Limitations of the study include the visual assessment required to detect algorithm failures. Although this is fast on a case-by-case basis, review of many thousands of cases is time-consuming. In the future it would be useful to automatically assess the quality of the analysis, for example to automatically flag failures, or give an uncertainty in the estimate. Some failures could be detected simply by implausibly large or small LV volumes (as in Fig. 2a). However this is not possible for the case in Fig. 2b, a more complex method is required. It may be possible to detect such failures using machine learning methods, which would in turn lead to better performance of the original detection. This is an active area of further study. Another area of future research is the correction of breath-hold misregistration. The long axis slices were used to determine a basal cut-off plane below which volume was included in the ventricle. Inconsistent breath-holding can influence the position of this plane. Although the base plane is an average of all the long axis slices, and is therefore robust to moderate breath-hold misregistation, future methods will enable better registration of the short and long axis slices.

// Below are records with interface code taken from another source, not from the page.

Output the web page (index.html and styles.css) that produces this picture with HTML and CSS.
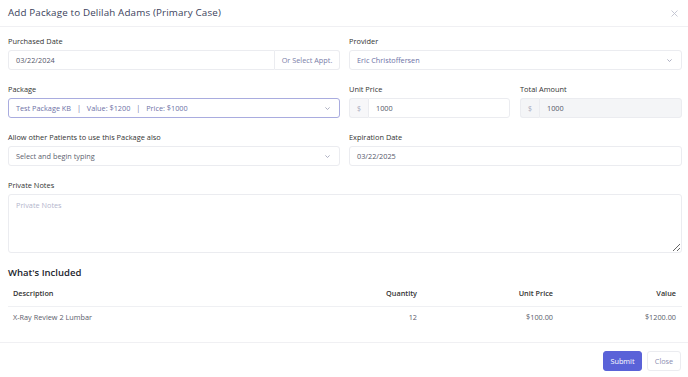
FILE: index.html
```html
<!DOCTYPE html>
<html lang="en">
<head>
<meta charset="utf-8">
<title>Add Package</title>
<link rel="stylesheet" href="styles.css">
</head>
<body>
<div class="modal">
  <div class="modal-header">
    <h2 class="modal-title">Add Package to Delilah Adams (Primary Case)</h2>
    <span class="close-x">
      <svg width="7" height="7" viewBox="0 0 7 7"><path d="M0.5 0.5L6.5 6.5M6.5 0.5L0.5 6.5" stroke="#c0c2cf" stroke-width="0.9"/></svg>
    </span>
  </div>
  <div class="modal-body">
    <div class="form-grid">
      <div class="field">
        <label class="label">Purchased Date</label>
        <div class="input-group">
          <div class="control grow">03/22/2024</div>
          <div class="addon-btn">Or Select Appt.</div>
        </div>
      </div>
      <div class="field">
        <label class="label">Provider</label>
        <div class="control select value-purple">Eric Christoffersen<span class="chev"><svg width="5" height="3" viewBox="0 0 5 3"><path d="M0.4 0.4L2.5 2.5L4.6 0.4" fill="none" stroke="#9a9db3" stroke-width="0.8"/></svg></span></div>
      </div>
      <div class="field">
        <label class="label">Package</label>
        <div class="control select focused value-purple"><span class="pkg">Test Package KB <span class="sep">|</span> Value: $1200 <span class="sep">|</span> Price: $1000</span><span class="chev"><svg width="5" height="3" viewBox="0 0 5 3"><path d="M0.4 0.4L2.5 2.5L4.6 0.4" fill="none" stroke="#9a9db3" stroke-width="0.8"/></svg></span></div>
      </div>
      <div class="split">
        <div class="field">
          <label class="label">Unit Price</label>
          <div class="input-group">
            <div class="prefix">$</div>
            <div class="control grow">1000</div>
          </div>
        </div>
        <div class="field">
          <label class="label">Total Amount</label>
          <div class="input-group disabled">
            <div class="prefix">$</div>
            <div class="control grow">1000</div>
          </div>
        </div>
      </div>
      <div class="field">
        <label class="label">Allow other Patients to use this Package also</label>
        <div class="control select placeholder-dark">Select and begin typing<span class="chev"><svg width="5" height="3" viewBox="0 0 5 3"><path d="M0.4 0.4L2.5 2.5L4.6 0.4" fill="none" stroke="#9a9db3" stroke-width="0.8"/></svg></span></div>
      </div>
      <div class="field">
        <label class="label">Expiration Date</label>
        <div class="control">03/22/2025</div>
      </div>
    </div>
    <div class="field notes">
      <label class="label">Private Notes</label>
      <textarea class="textarea" placeholder="Private Notes"></textarea>
    </div>
    <h3 class="section-title">What's Included</h3>
    <table class="items">
      <thead>
        <tr>
          <th class="left">Description</th>
          <th class="right">Quantity</th>
          <th class="right">Unit Price</th>
          <th class="right">Value</th>
        </tr>
      </thead>
      <tbody>
        <tr>
          <td class="left">X-Ray Review 2 Lumbar</td>
          <td class="right">12</td>
          <td class="right">$100.00</td>
          <td class="right">$1200.00</td>
        </tr>
      </tbody>
    </table>
  </div>
  <div class="modal-footer">
    <button class="btn btn-primary">Submit</button>
    <button class="btn btn-light">Close</button>
  </div>
</div>
</body>
</html>
```
FILE: styles.css
```css
* { box-sizing: border-box; }
html, body { margin: 0; padding: 0; background: #fff; }
body {
  font-family: "Open Sans", "DejaVu Sans", sans-serif;
  font-size: 7.4px;
  color: #3d3f4e;
  width: 688px;
  height: 377px;
  overflow: hidden;
}
.modal { width: 688px; }
.modal-header {
  height: 27px;
  display: flex;
  align-items: center;
  justify-content: space-between;
  padding: 0 10px 1px 8px;
  border-bottom: 1px solid #f0f0f3;
}
.modal-title {
  margin: 0;
  font-size: 9.8px;
  font-weight: 500;
  color: #3b3f5c;
  letter-spacing: 0.15px;
}
.close-x { display: flex; margin-top: 1px; }
.modal-body { padding: 8px 6px 0 8px; }
.form-grid {
  display: grid;
  grid-template-columns: 332px 333px;
  column-gap: 9px;
  row-gap: 13px;
}
.split {
  display: grid;
  grid-template-columns: 161px 162px;
  column-gap: 10px;
}
.field { display: flex; flex-direction: column; }
.label {
  height: 12px;
  line-height: 12px;
  margin-bottom: 3px;
  font-size: 7.4px;
  font-weight: 500;
  color: #333;
}
.control {
  height: 20px;
  border: 1px solid #ebecf0;
  border-radius: 3px;
  padding: 0 7px;
  display: flex;
  align-items: center;
  color: #55576a;
  font-size: 7.3px;
  background: #fff;
}
.select { justify-content: space-between; }
.chev { display: flex; margin-right: 2px; }
.value-purple { color: #6d71a6; }
.placeholder-dark { color: #5d5f70; }
.focused { border-color: #a9acdf; }
.sep { margin: 0 4px; }
.input-group { display: flex; height: 20px; }
.input-group .grow { flex: 1; }
.input-group .control.grow:first-child { border-radius: 3px 0 0 3px; }
.addon-btn {
  width: 65px;
  border: 1px solid #ebecf0;
  border-left: none;
  border-radius: 0 3px 3px 0;
  display: flex;
  align-items: center;
  justify-content: center;
  color: #7a7ea8;
  font-size: 7.3px;
}
.prefix {
  width: 19px;
  border: 1px solid #ebecf0;
  border-right: none;
  border-radius: 3px 0 0 3px;
  background: #f7f7f9;
  display: flex;
  align-items: center;
  justify-content: center;
  color: #a7a9bd;
  font-size: 7px;
}
.input-group .prefix + .control { border-radius: 0 3px 3px 0; padding-left: 7px; }
.disabled .control { background: #f4f5f7; }
.disabled .prefix { background: #f4f5f7; }
.notes { margin-top: 13px; }
.textarea {
  height: 59px;
  width: 674px;
  border: 1px solid #ebecf0;
  border-radius: 3px;
  padding: 5px 7px;
  resize: vertical;
  font-family: "Open Sans", "DejaVu Sans", sans-serif;
  font-size: 7.3px;
  color: #55576a;
  outline: none;
}
.textarea::placeholder { color: #b3b5cc; }
.section-title {
  margin: 13px 0 0 0;
  height: 13px;
  line-height: 13px;
  font-size: 9.5px;
  font-weight: 600;
  color: #22232c;
}
.items {
  width: 674px;
  border-collapse: collapse;
  margin-top: 2px;
  font-size: 7.3px;
}
.items th {
  height: 25px;
  font-weight: 600;
  color: #333;
  border-bottom: 1px solid #eff0f3;
  padding: 0 6px 1px 5px;
}
.items td {
  height: 21px;
  color: #5a5c6a;
  padding: 0 6px 0 5px;
}
.items .left { text-align: left; }
.items .right { text-align: right; }
.items th:nth-child(1) { width: 275px; }
.items th:nth-child(2) { width: 140px; }
.items th:nth-child(3) { width: 136px; }
.modal-footer {
  margin-top: 15px;
  border-top: 1px solid #f0f0f3;
  display: flex;
  justify-content: flex-end;
  gap: 5px;
  padding: 8px 7px 0 0;
}
.btn {
  height: 20px;
  border-radius: 3px;
  font-family: "Open Sans", "DejaVu Sans", sans-serif;
  font-size: 7.3px;
  padding: 0;
  cursor: pointer;
}
.btn-primary {
  background: #5a62d8;
  border: 1px solid #5a62d8;
  color: #fff;
  width: 39px;
}
.btn-light {
  background: #fff;
  border: 1px solid #ebecf0;
  color: #8a8db0;
  width: 34px;
}
```
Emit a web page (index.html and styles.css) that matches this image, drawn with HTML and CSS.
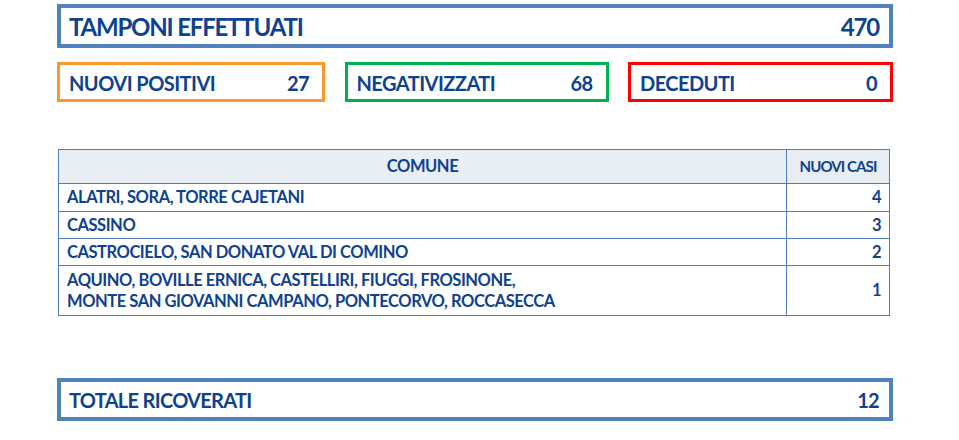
FILE: index.html
```html
<!DOCTYPE html>
<html lang="it">
<head>
<meta charset="utf-8">
<title>Report</title>
<link rel="stylesheet" href="styles.css">
</head>
<body>
<div class="page">
  <div class="box box-big">
    <span>TAMPONI EFFETTUATI</span><span>470</span>
  </div>
  <div class="row">
    <div class="box box-small orange"><span>NUOVI POSITIVI</span><span>27</span></div>
    <div class="box box-small green"><span>NEGATIVIZZATI</span><span>68</span></div>
    <div class="box box-small red"><span>DECEDUTI</span><span>0</span></div>
  </div>
  <table class="cases">
    <thead>
      <tr><th class="c-name">COMUNE</th><th class="c-num">NUOVI CASI</th></tr>
    </thead>
    <tbody>
      <tr class="r1"><td>ALATRI, SORA, TORRE CAJETANI</td><td class="num">4</td></tr>
      <tr class="r2"><td>CASSINO</td><td class="num">3</td></tr>
      <tr class="r3"><td>CASTROCIELO, SAN DONATO VAL DI COMINO</td><td class="num">2</td></tr>
      <tr class="r4"><td>AQUINO, BOVILLE ERNICA, CASTELLIRI, FIUGGI, FROSINONE,<br>MONTE SAN GIOVANNI CAMPANO, PONTECORVO, ROCCASECCA</td><td class="num">1</td></tr>
    </tbody>
  </table>
  <div class="box box-big total">
    <span>TOTALE RICOVERATI</span><span>12</span>
  </div>
</div>
</body>
</html>
```
FILE: styles.css
```css
html, body {
  margin: 0;
  padding: 0;
  background: #ffffff;
}
body {
  font-family: "Lato", "Open Sans", "Liberation Sans", sans-serif;
  font-weight: 700;
  color: #0e4290;
}
.page {
  width: 836px;
  margin-left: 57px;
  padding-top: 4px;
}
.box {
  box-sizing: border-box;
  display: flex;
  justify-content: space-between;
  align-items: center;
  background: #fff;
}
.box-big {
  height: 44px;
  border: 4px solid #5282be;
  padding: 1px 10px 0 8px;
  font-size: 24px;
  letter-spacing: -1.2px;
}
.row {
  display: flex;
  justify-content: space-between;
  margin-top: 14px;
}
.box-small {
  height: 40px;
  border: 3px solid;
  padding: 1px 13px 0 9px;
  font-size: 20px;
  letter-spacing: -0.55px;
}
.orange { width: 268px; border-color: #f9992f; }
.green { width: 264px; border-color: #00b04f; }
.red { width: 265px; border-color: #ff0000; }

.cases {
  margin-top: 47px;
  margin-left: 1px;
  width: 832px;
  border-collapse: collapse;
  font-size: 16.5px;
  letter-spacing: -0.45px;
}
.cases th, .cases td {
  border: 1px solid #4f7dbd;
  padding: 0 8px;
  line-height: 21px;
}
.cases th {
  background: #e9edf4;
  height: 33px;
  font-size: 16.5px;
}
.cases th.c-num {
  width: 86px;
  font-size: 15px;
  letter-spacing: -0.9px;
  text-align: center;
}
.cases td { text-align: left; }
.cases td.num { text-align: right; }
.r1 td { height: 27px; }
.r2 td { height: 26px; }
.r3 td { height: 26px; }
.r4 td { height: 49px; }

.total {
  margin-top: 62px;
  height: 43px;
  font-size: 20px;
  letter-spacing: -0.7px;
}
```
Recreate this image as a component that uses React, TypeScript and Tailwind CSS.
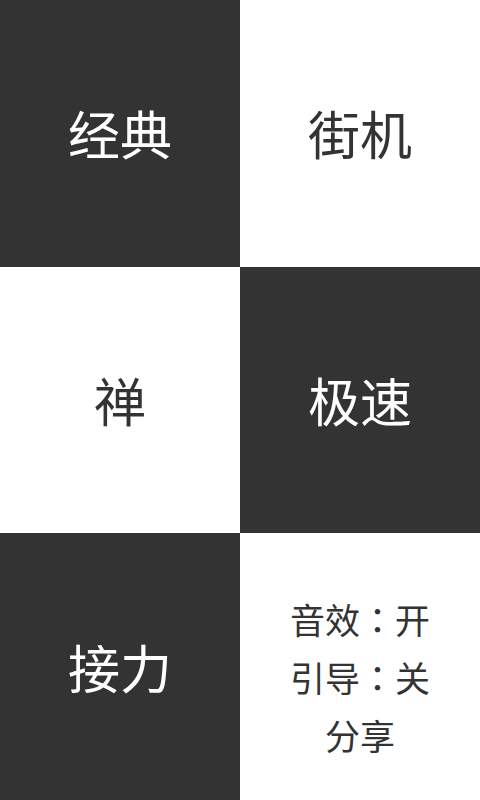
const font = { fontFamily: '"Noto Sans CJK SC", sans-serif' }

function Tile({ label, dark }: { label: string; dark: boolean }) {
  return (
    <div
      className={`flex items-center justify-center ${dark ? 'bg-[#333333] text-white' : 'bg-white text-[#333333]'}`}
    >
      <span className="text-[52px] leading-none">{label}</span>
    </div>
  )
}

// centered fullwidth colon, like the original
function Colon() {
  return <span style={{ fontFamily: '"Noto Sans CJK TC", sans-serif' }}>：</span>
}

export default function App() {
  return (
    <div className="grid h-[800px] w-[480px] grid-cols-2 grid-rows-3" style={font}>
      <Tile label="经典" dark />
      <Tile label="街机" dark={false} />
      <Tile label="禅" dark={false} />
      <Tile label="极速" dark />
      <Tile label="接力" dark />
      {/* settings tile */}
      <div className="flex flex-col items-center justify-center bg-white pt-[20px] text-[#333333]">
        <div className="text-[35px] leading-[58px]">
          音效<Colon />开
        </div>
        <div className="text-[35px] leading-[58px]">
          引导<Colon />关
        </div>
        <div className="text-[35px] leading-[58px]">分享</div>
      </div>
    </div>
  )
}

Another potential limitation was that the manual results were treated as correct for all calculations. It is known that the manual contouring can show bias between centers due to differences in training [5]. Suinesiaputra et al. [5] provided a consensus dataset of 15 cases derived from analyses from seven independent centers for benchmarking purposes. Readers from the current study also analyzed these cases, resulting in typical consensus errors of EDV = −6.72 ± 12.03 ml; ESV = −3.58 ± 12.75 ml; EF = −0.72 ± 3.51%; LVM = −1.28 ± 11.96 g. Thus, the manual results of the current study are in good agreement with previous studies and other centers. Another source of potential error is the choice of ED and ES frames, since this was assessed manually by visual inspection of the mid-ventricular slice. The automatic algorithm, in contrast, computed volume for all frames and reported the maximum and minimum volumes. Future studies should investigate the performance of different vendor’s software and quantify differences between methods.

Conclusions

Automated InlineVF results provided in UK Biobank can be used for case-control studies, provided visual assessment for quality control and linear adjustment of bias are performed. Further improvements in performance are expected in the near future with rapid advances in automated analysis technologies.